In reality, they are playing exactly the same characters as the ones they played in their Channel 4 comedy Peep Show. Mitchell is the bumbly, ineffectual, socially retarded one and Webb is the slightly sleazy, swaggery one who is also socially retarded but doesn't know it. In Mitchell's case, this means that Britain's representatives abroad are stereotyped as well-meaning but accident prone. This may or may not be true.
It wasn't the only racial stereotyping going on. In fact, the first episode was full of many broad generalisations about foreigners. Eastern Europeans need a bribe to get things done, for example, and the French will come out kicking, biting and eye gouging to get their own way.
What just about prevented this from being offensive was the fact that most of the racial stereotyping was aimed at the British characters. Particularly amusing was Matthew Macfadyen, a wonderful, changeable, attractive actor who is now inheriting all the roles that Hugh Grant used to be good at. In Ambassadors, he played a slick, slicked-down, supremely confident Tory minister who wants to secure a £2 billion helicopter deal with the Tazbeks pretty much at all costs.
Which was where Ambassadors looked like it might make some interesting points about British foreign policy, but then it didn't. A programme like The Thick Of It or Yes Minister would slap or punch home its point, but Ambassadors has a coquettish, shy approach to saying anything satirical or revealing about its central subject.
Webb's character, Deputy Head of Mission Neil Tilly, was being bribed, and there was talk about avoiding a Blair/Gaddafi-style handshake with the local politicians, and getting the balance right between being close to and distant from questionable foreign contacts at the same time. But it lacked conviction. Just when it began to circle its point, it veered off again.

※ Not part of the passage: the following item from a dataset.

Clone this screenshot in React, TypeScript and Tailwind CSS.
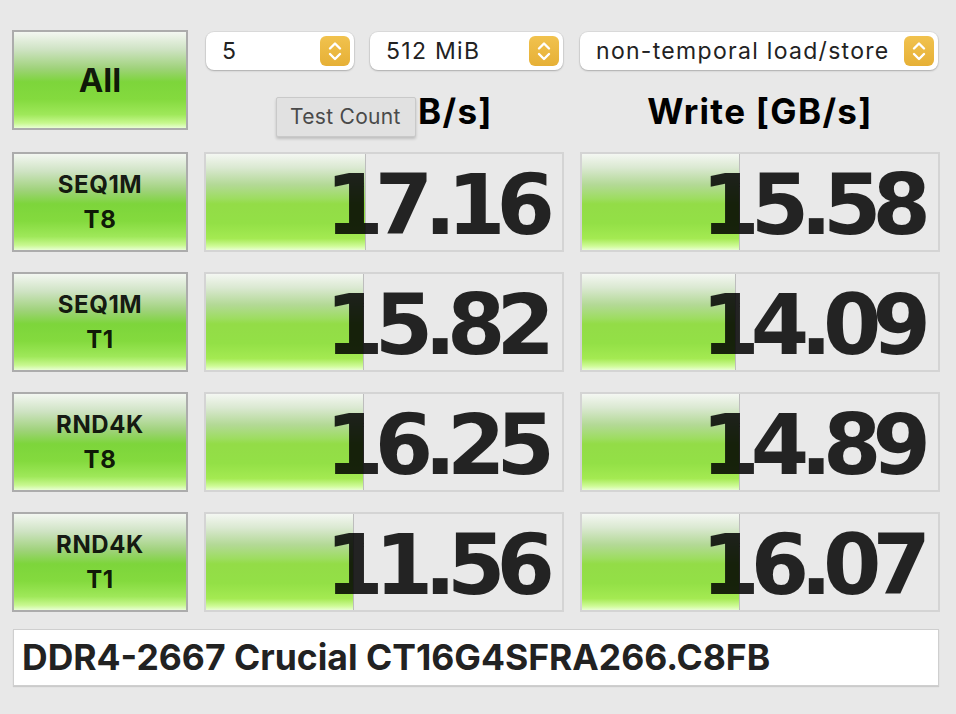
import React from 'react';

type Row = {
  label: [string, string];
  read: string;
  write: string;
  readBar: number;
  writeBar: number;
};

const rows: Row[] = [
  { label: ['SEQ1M', 'T8'], read: '17.16', write: '15.58', readBar: 160, writeBar: 158 },
  { label: ['SEQ1M', 'T1'], read: '15.82', write: '14.09', readBar: 158, writeBar: 154 },
  { label: ['RND4K', 'T8'], read: '16.25', write: '14.89', readBar: 158, writeBar: 158 },
  { label: ['RND4K', 'T1'], read: '11.56', write: '16.07', readBar: 148, writeBar: 158 },
];

const uiFont = "font-['Inter','Liberation_Sans',sans-serif]";
const greenBtn =
  'bg-[linear-gradient(to_bottom,#f3f7f1_0%,#cfe3c4_18%,#9fd27a_38%,#7dd53b_52%,#84da3e_70%,#9fe85a_86%,#c8f890_95%,#e8ffd4_100%)]';
const greenBar =
  'bg-[linear-gradient(to_bottom,#f4f7f2_0%,#dbe9d2_14%,#b3d996_32%,#9edd62_46%,#93dc47_52%,#93e046_72%,#a4ea52_88%,#cffb98_96%,#e8ffd2_100%)]';

function Stepper() {
  return (
    <svg width="30" height="30" viewBox="0 0 30 30" className="shrink-0">
      <defs>
        <linearGradient id="yel" x1="0" y1="0" x2="0" y2="1">
          <stop offset="0" stopColor="#f1c24e" />
          <stop offset="1" stopColor="#e6b036" />
        </linearGradient>
      </defs>
      <rect x="0" y="0" width="30" height="30" rx="6" fill="url(#yel)" />
      <path d="M10 12.5 L15 7.5 L20 12.5" fill="none" stroke="#fff" strokeWidth="2.4" strokeLinecap="round" strokeLinejoin="round" />
      <path d="M10 18 L15 23 L20 18" fill="none" stroke="#fff" strokeWidth="2.4" strokeLinecap="round" strokeLinejoin="round" />
    </svg>
  );
}

function Popup({ value, className }: { value: string; className: string }) {
  return (
    <div
      className={`${className} h-[38px] flex items-center justify-between pl-[16px] pr-[4px] bg-white rounded-[8px] shadow-[0_0_0_1px_rgba(0,0,0,0.05),0_1px_2px_rgba(0,0,0,0.22)] ${uiFont} text-[23px] tracking-[1.3px] text-[#222]`}
    >
      <span className="leading-none">{value}</span>
      <Stepper />
    </div>
  );
}

function TestButton({ children }: { children: React.ReactNode }) {
  return (
    <div
      className={`h-[100px] flex flex-col items-center justify-center border-2 border-[#acacac] ${greenBtn} ${uiFont} font-bold text-black/90`}
    >
      {children}
    </div>
  );
}

function ValueBox({ value, bar }: { value: string; bar: number }) {
  return (
    <div className="relative h-[100px] border-2 border-[#d4d4d4] bg-[#e9e9e9] flex items-end justify-end pr-[16px] pb-[3px]">
      <div
        className={`absolute left-0 top-0 bottom-0 ${greenBar} border-r border-[#bdbdbd]`}
        style={{ width: bar }}
      />
      <span className="relative font-['DejaVu_Sans','Verdana',sans-serif] font-bold text-[84px] leading-[84px] tracking-[-9px] text-black/85">
        {value}
      </span>
    </div>
  );
}

export default function App() {
  return (
    <div className="w-[956px] h-[714px] bg-[#e8e8e8] overflow-hidden pt-[30px] pl-[12px] pr-[16px]">
      <div className="grid grid-cols-[176px_360px_360px] gap-x-[16px] gap-y-[20px]">
        <TestButton>
          <span className="text-[33px] leading-none">All</span>
        </TestButton>

        <div className="relative flex flex-col">
          <div className="flex gap-[16px] pt-[2px] pl-[2px]">
            <Popup value="5" className="w-[148px]" />
            <Popup value="512 MiB" className="w-[193px]" />
          </div>
          <div className={`mt-[20px] text-center ${uiFont} font-bold text-[35px] tracking-[1.3px] leading-[42px] text-black`}>
            Read [GB/s]
          </div>
          <div className={`absolute left-[72px] top-[67px] w-[140px] h-[40px] flex items-center pl-[13px] bg-[#e1e1e1] border border-[#c9c9c9] rounded-[2px] shadow-[0_2px_3px_rgba(0,0,0,0.18)] ${uiFont} text-[21px] tracking-[0.3px] text-[#4a4a4a]`}>
            Test Count
          </div>
        </div>

        <div className="flex flex-col">
          <div className="flex pt-[2px]">
            <Popup value="non-temporal load/store" className="w-[358px]" />
          </div>
          <div className={`mt-[20px] text-center ${uiFont} font-bold text-[35px] tracking-[1.3px] leading-[42px] text-black`}>
            Write [GB/s]
          </div>
        </div>

        {rows.map((r) => (
          <React.Fragment key={r.label.join('-')}>
            <TestButton>
              <span className="text-[24px] tracking-[0.6px] leading-[35px]">{r.label[0]}</span>
              <span className="text-[24px] tracking-[0.6px] leading-[35px]">{r.label[1]}</span>
            </TestButton>
            <ValueBox value={r.read} bar={r.readBar} />
            <ValueBox value={r.write} bar={r.writeBar} />
          </React.Fragment>
        ))}
      </div>

      <div className="mt-[17px] ml-[1px] w-[926px] h-[57px] bg-white border border-[#cfcfcf] shadow-[0_1px_1px_rgba(0,0,0,0.12)] flex items-center pl-[8px]">
        <span className={`${uiFont} font-bold text-[35.5px] leading-none text-[#222]`}>
          DDR4-2667 Crucial CT16G4SFRA266.C8FB
        </span>
      </div>
    </div>
  );
}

This, combined with the lack of any interesting plot, meant the first episode went flabby and flat, like one of the less successful cakes on last week's Bake Off final. Mitchell and Webb are always watchable, which helps, but we were watching them doing something vaguely like the thing they did before. There is probably a place for a satire on Britain's role abroad but it needs to be fierce and brave and risky. Like one of the more successful cakes on Bake Off, Ambassadors was much too homely and nice and warm.